In an effort to prevent and mitigate the impact of the expected heavy rains in some parts of the Region, Hon. Bazivamo urges the Partner States to consider the following in their contingency plans:

  • The Ministries responsible for agriculture should advice farmers on the best time to prepare for gardening against the backdrop of climate change and ensure agricultural inputs are timely availed to them.
  • The Ministries of Health as well as the Ministries responsible for Agriculture and Livestock should actively monitor the disease trends in humans and animals in the affected areas.
  • The Ministries responsible for Disaster Preparedness should alert the people living in flood and landslide-prone areas on the expected heavy rains and ahead of time support those, who need to relocate.
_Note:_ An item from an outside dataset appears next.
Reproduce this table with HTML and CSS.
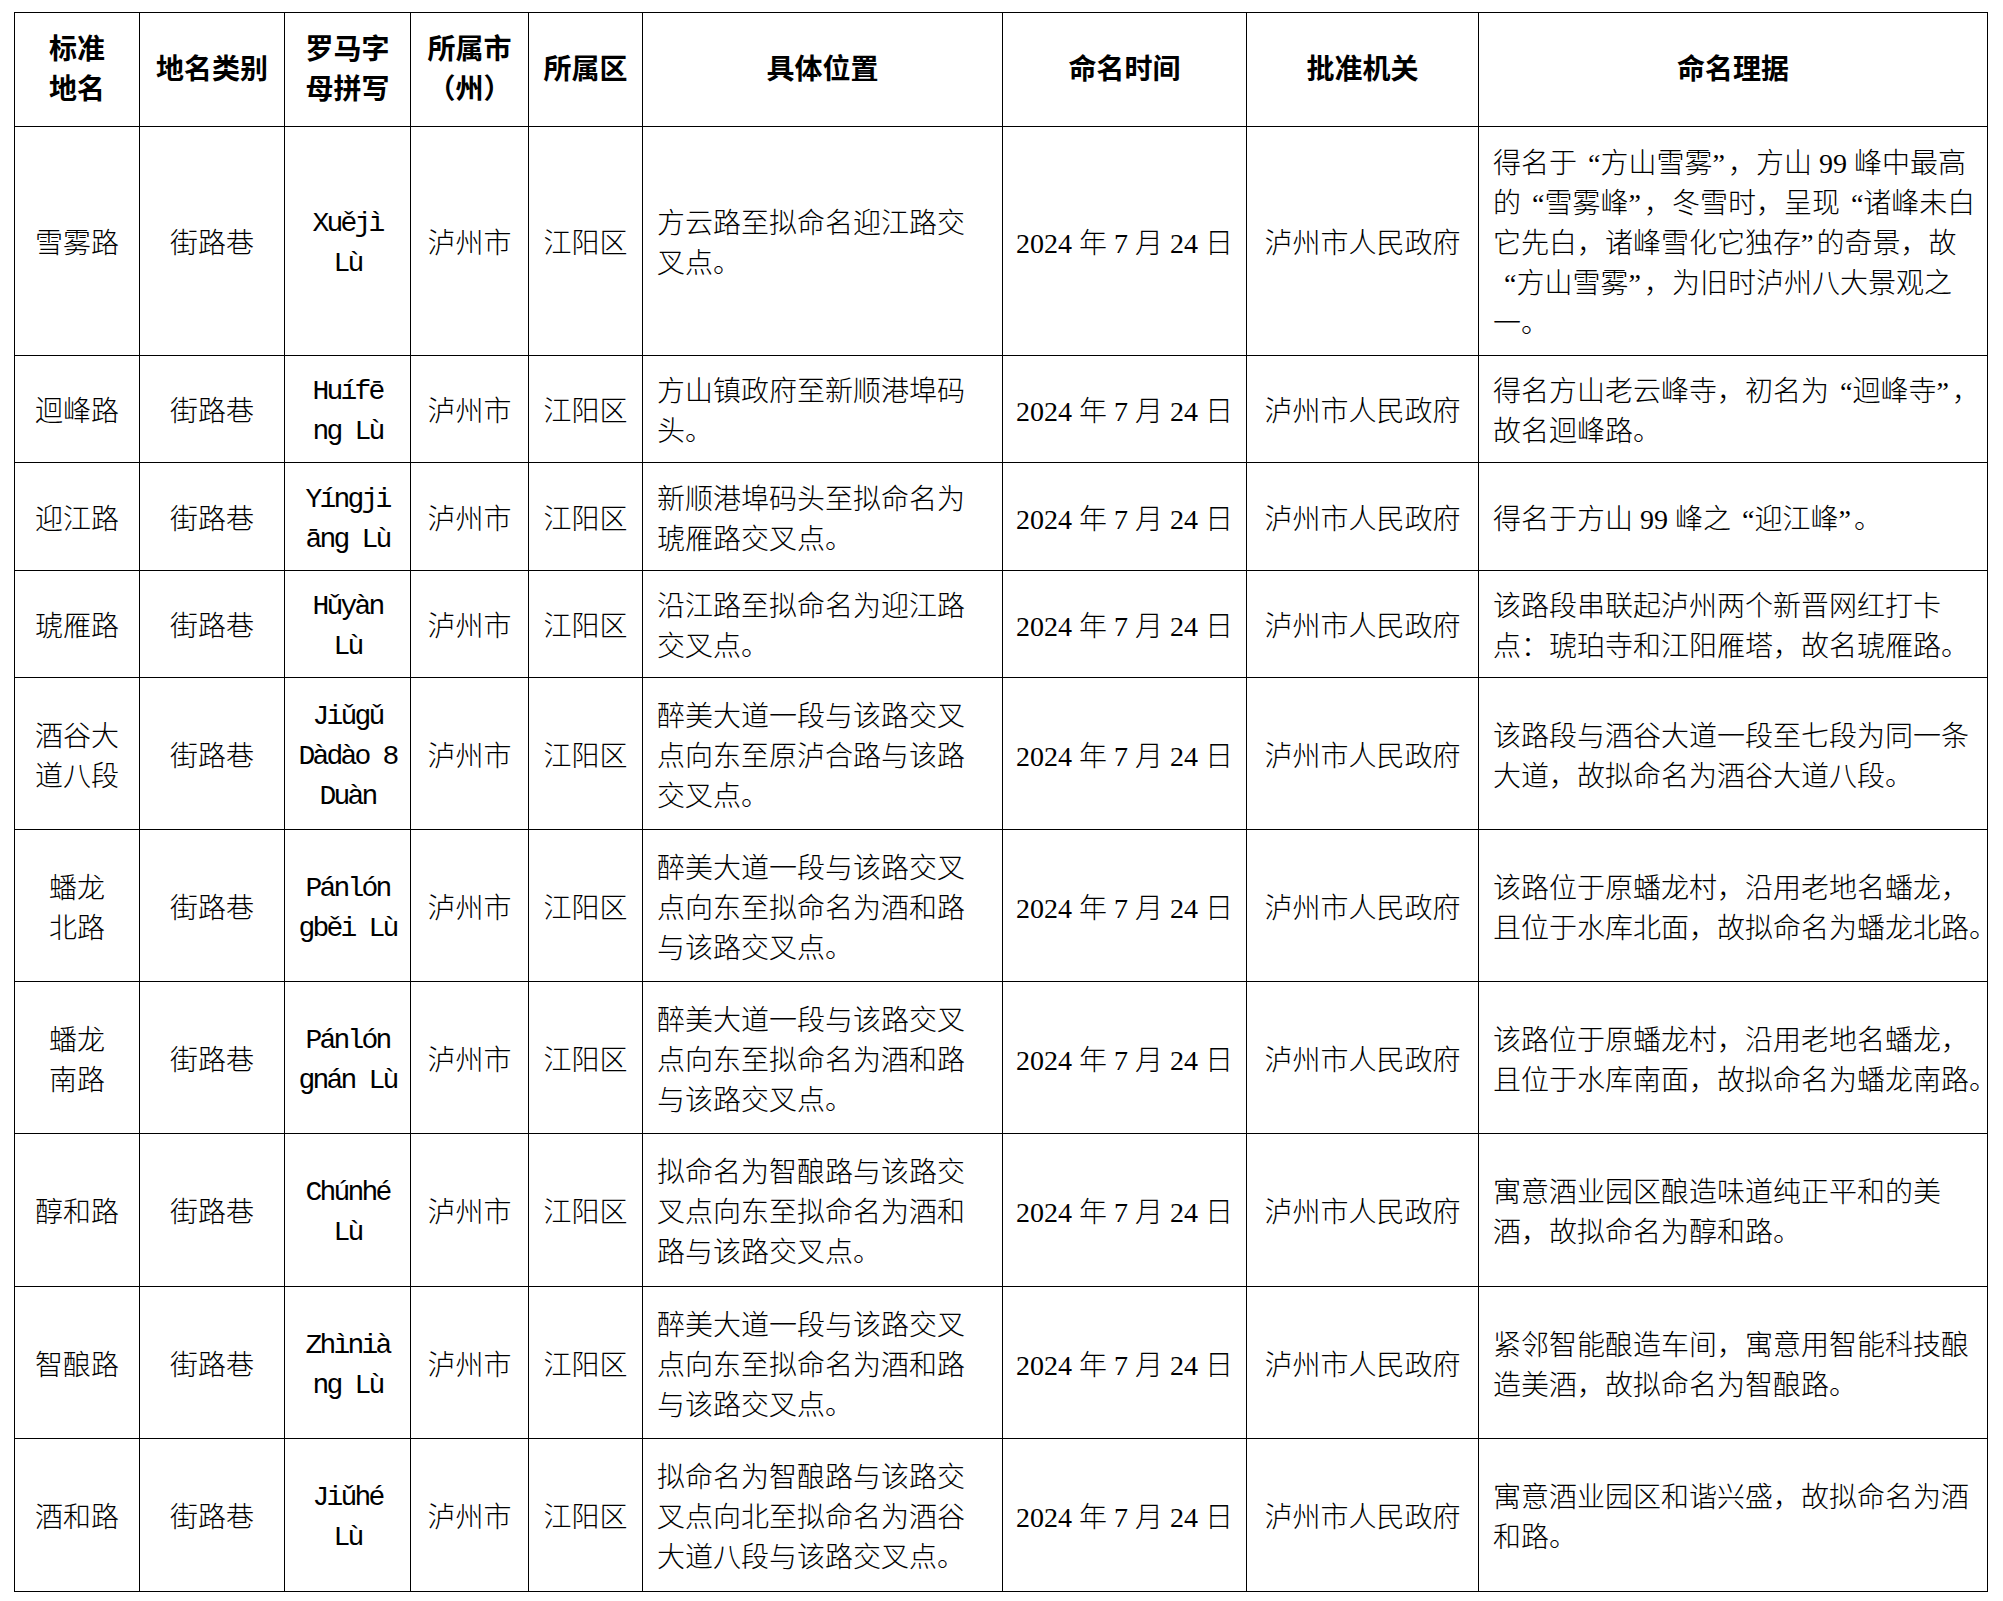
FILE: index.html
```html
<!DOCTYPE html>
<html lang="zh-CN">
<head>
<meta charset="utf-8">
<title>泸州市江阳区地名命名表</title>
<link rel="stylesheet" href="styles.css">
</head>
<body>
<div class="sheet">
  <div class="c h"><p>标准<br>地名</p></div>
  <div class="c h"><p>地名类别</p></div>
  <div class="c h"><p>罗马字<br>母拼写</p></div>
  <div class="c h"><p>所属市<br>（州）</p></div>
  <div class="c h"><p>所属区</p></div>
  <div class="c h"><p>具体位置</p></div>
  <div class="c h"><p>命名时间</p></div>
  <div class="c h"><p>批准机关</p></div>
  <div class="c h"><p>命名理据</p></div>

  <div class="c"><p>雪雾路</p></div>
  <div class="c"><p>街路巷</p></div>
  <div class="c py"><p>Xuějì<br>Lù</p></div>
  <div class="c"><p>泸州市</p></div>
  <div class="c"><p>江阳区</p></div>
  <div class="c l"><p>方云路至拟命名迎江路交<br>叉点。</p></div>
  <div class="c"><p>2024 年 7 月 24 日</p></div>
  <div class="c"><p>泸州市人民政府</p></div>
  <div class="c l"><p>得名于<span class="qo">“</span>方山雪雾<span class="qc">”</span>，方山 99 峰中最高<br>的<span class="qo">“</span>雪雾峰<span class="qc">”</span>，冬雪时，呈现<span class="qo">“</span>诸峰未白<br>它先白，诸峰雪化它独存<span class="qc">”</span>的奇景，故<br><span class="qo">“</span>方山雪雾<span class="qc">”</span>，为旧时泸州八大景观之<br>一。</p></div>

  <div class="c"><p>迴峰路</p></div>
  <div class="c"><p>街路巷</p></div>
  <div class="c py"><p>Huífē<br>ng Lù</p></div>
  <div class="c"><p>泸州市</p></div>
  <div class="c"><p>江阳区</p></div>
  <div class="c l"><p>方山镇政府至新顺港埠码<br>头。</p></div>
  <div class="c"><p>2024 年 7 月 24 日</p></div>
  <div class="c"><p>泸州市人民政府</p></div>
  <div class="c l"><p>得名方山老云峰寺，初名为<span class="qo">“</span>迴峰寺<span class="qc">”</span>，<br>故名迴峰路。</p></div>

  <div class="c"><p>迎江路</p></div>
  <div class="c"><p>街路巷</p></div>
  <div class="c py"><p>Yíngji<br>āng Lù</p></div>
  <div class="c"><p>泸州市</p></div>
  <div class="c"><p>江阳区</p></div>
  <div class="c l"><p>新顺港埠码头至拟命名为<br>琥雁路交叉点。</p></div>
  <div class="c"><p>2024 年 7 月 24 日</p></div>
  <div class="c"><p>泸州市人民政府</p></div>
  <div class="c l"><p>得名于方山 99 峰之<span class="qo">“</span>迎江峰<span class="qc">”</span>。</p></div>

  <div class="c"><p>琥雁路</p></div>
  <div class="c"><p>街路巷</p></div>
  <div class="c py"><p>Hǔyàn<br>Lù</p></div>
  <div class="c"><p>泸州市</p></div>
  <div class="c"><p>江阳区</p></div>
  <div class="c l"><p>沿江路至拟命名为迎江路<br>交叉点。</p></div>
  <div class="c"><p>2024 年 7 月 24 日</p></div>
  <div class="c"><p>泸州市人民政府</p></div>
  <div class="c l"><p>该路段串联起泸州两个新晋网红打卡<br>点：琥珀寺和江阳雁塔，故名琥雁路。</p></div>

  <div class="c"><p>酒谷大<br>道八段</p></div>
  <div class="c"><p>街路巷</p></div>
  <div class="c py"><p>Jiǔgǔ<br>Dàdào 8<br>Duàn</p></div>
  <div class="c"><p>泸州市</p></div>
  <div class="c"><p>江阳区</p></div>
  <div class="c l"><p>醉美大道一段与该路交叉<br>点向东至原泸合路与该路<br>交叉点。</p></div>
  <div class="c"><p>2024 年 7 月 24 日</p></div>
  <div class="c"><p>泸州市人民政府</p></div>
  <div class="c l"><p>该路段与酒谷大道一段至七段为同一条<br>大道，故拟命名为酒谷大道八段。</p></div>

  <div class="c"><p>蟠龙<br>北路</p></div>
  <div class="c"><p>街路巷</p></div>
  <div class="c py"><p>Pánlón<br>gběi Lù</p></div>
  <div class="c"><p>泸州市</p></div>
  <div class="c"><p>江阳区</p></div>
  <div class="c l"><p>醉美大道一段与该路交叉<br>点向东至拟命名为酒和路<br>与该路交叉点。</p></div>
  <div class="c"><p>2024 年 7 月 24 日</p></div>
  <div class="c"><p>泸州市人民政府</p></div>
  <div class="c l"><p>该路位于原蟠龙村，沿用老地名蟠龙，<br>且位于水库北面，故拟命名为蟠龙北路。</p></div>

  <div class="c"><p>蟠龙<br>南路</p></div>
  <div class="c"><p>街路巷</p></div>
  <div class="c py"><p>Pánlón<br>gnán Lù</p></div>
  <div class="c"><p>泸州市</p></div>
  <div class="c"><p>江阳区</p></div>
  <div class="c l"><p>醉美大道一段与该路交叉<br>点向东至拟命名为酒和路<br>与该路交叉点。</p></div>
  <div class="c"><p>2024 年 7 月 24 日</p></div>
  <div class="c"><p>泸州市人民政府</p></div>
  <div class="c l"><p>该路位于原蟠龙村，沿用老地名蟠龙，<br>且位于水库南面，故拟命名为蟠龙南路。</p></div>

  <div class="c"><p>醇和路</p></div>
  <div class="c"><p>街路巷</p></div>
  <div class="c py"><p>Chúnhé<br>Lù</p></div>
  <div class="c"><p>泸州市</p></div>
  <div class="c"><p>江阳区</p></div>
  <div class="c l"><p>拟命名为智酿路与该路交<br>叉点向东至拟命名为酒和<br>路与该路交叉点。</p></div>
  <div class="c"><p>2024 年 7 月 24 日</p></div>
  <div class="c"><p>泸州市人民政府</p></div>
  <div class="c l"><p>寓意酒业园区酿造味道纯正平和的美<br>酒，故拟命名为醇和路。</p></div>

  <div class="c"><p>智酿路</p></div>
  <div class="c"><p>街路巷</p></div>
  <div class="c py"><p>Zhìnià<br>ng Lù</p></div>
  <div class="c"><p>泸州市</p></div>
  <div class="c"><p>江阳区</p></div>
  <div class="c l"><p>醉美大道一段与该路交叉<br>点向东至拟命名为酒和路<br>与该路交叉点。</p></div>
  <div class="c"><p>2024 年 7 月 24 日</p></div>
  <div class="c"><p>泸州市人民政府</p></div>
  <div class="c l"><p>紧邻智能酿造车间，寓意用智能科技酿<br>造美酒，故拟命名为智酿路。</p></div>

  <div class="c"><p>酒和路</p></div>
  <div class="c"><p>街路巷</p></div>
  <div class="c py"><p>Jiǔhé<br>Lù</p></div>
  <div class="c"><p>泸州市</p></div>
  <div class="c"><p>江阳区</p></div>
  <div class="c l"><p>拟命名为智酿路与该路交<br>叉点向北至拟命名为酒谷<br>大道八段与该路交叉点。</p></div>
  <div class="c"><p>2024 年 7 月 24 日</p></div>
  <div class="c"><p>泸州市人民政府</p></div>
  <div class="c l"><p>寓意酒业园区和谐兴盛，故拟命名为酒<br>和路。</p></div>
</div>
</body>
</html>
```

FILE: styles.css
```css
html, body {
  margin: 0;
  padding: 0;
  background: #ffffff;
}

.sheet {
  display: grid;
  grid-template-columns: 124px 144px 125px 117px 113px 359px 243px 231px 508px;
  grid-template-rows: 113px 228px 106px 107px 106px 151px 151px 151px 152px 151px 152px;
  gap: 1px;
  padding: 1px;
  background: #000000;
  width: max-content;
  margin: 12px 0 0 14px;
}

.c {
  background: #ffffff;
  display: flex;
  flex-direction: column;
  justify-content: center;
  align-items: center;
  text-align: center;
  padding-top: 6px;
  font-family: "Liberation Serif", "Noto Sans CJK SC", serif;
  font-weight: 300;
  font-size: 28px;
  line-height: 40px;
  color: #000000;
  white-space: nowrap;
  overflow: visible;
}

.c p {
  margin: 0;
}

.c.l {
  align-items: flex-start;
  text-align: left;
  padding-left: 14px;
}

.c.h {
  padding-top: 0;
  padding-bottom: 5px;
  font-family: "Noto Sans CJK SC", sans-serif;
  font-weight: 700;
}

.c.py {
  font-family: "Liberation Mono", monospace;
  font-weight: 400;
  letter-spacing: -2.8px;
}

.qo {
  padding-left: 11px;
}

.qc {
  padding-right: 3px;
}
```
  • EAC Citizens should be urged to protect themselves and especially the children against mosquito bites by using impregnated mosquito nets, personal insect repellents and avoiding outdoor activities at peak biting times of mosquitos.
  • Livestock farmers should contact the veterinary services for early vaccination of animals against Rift Valley Fever (RVF) and further preventive measures against other diseases that see an increase in incidence under wet conditions.
  • People in contact with ruminants should practice hand hygiene, wear gloves and other appropriate individual protective equipment when handling sick animals or their tissues or when slaughtering animals to prevent themselves for contracting possible RVF infections.
  • In case of RVF outbreak, people should avoid consuming fresh blood, raw milk and meat without thoroughly roasting them;
  • The Ministries of Health should intensify social mobilisation and health promotion efforts with preventive messages that enable the public to manage the risks at hand.
  • The Meteorology departments should continue to monitor and analyse the weather patterns and share information with other departments to plan and prepare for outbreaks of infectious diseases of public health concern.
  • The Ministries responsible for agriculture should advice farmers on the best time to prepare for their farms against the backdrop of climate change.
  • The Ministries responsible for infrastructure should monitor the same for preventive maintenance to avoid devastating damage.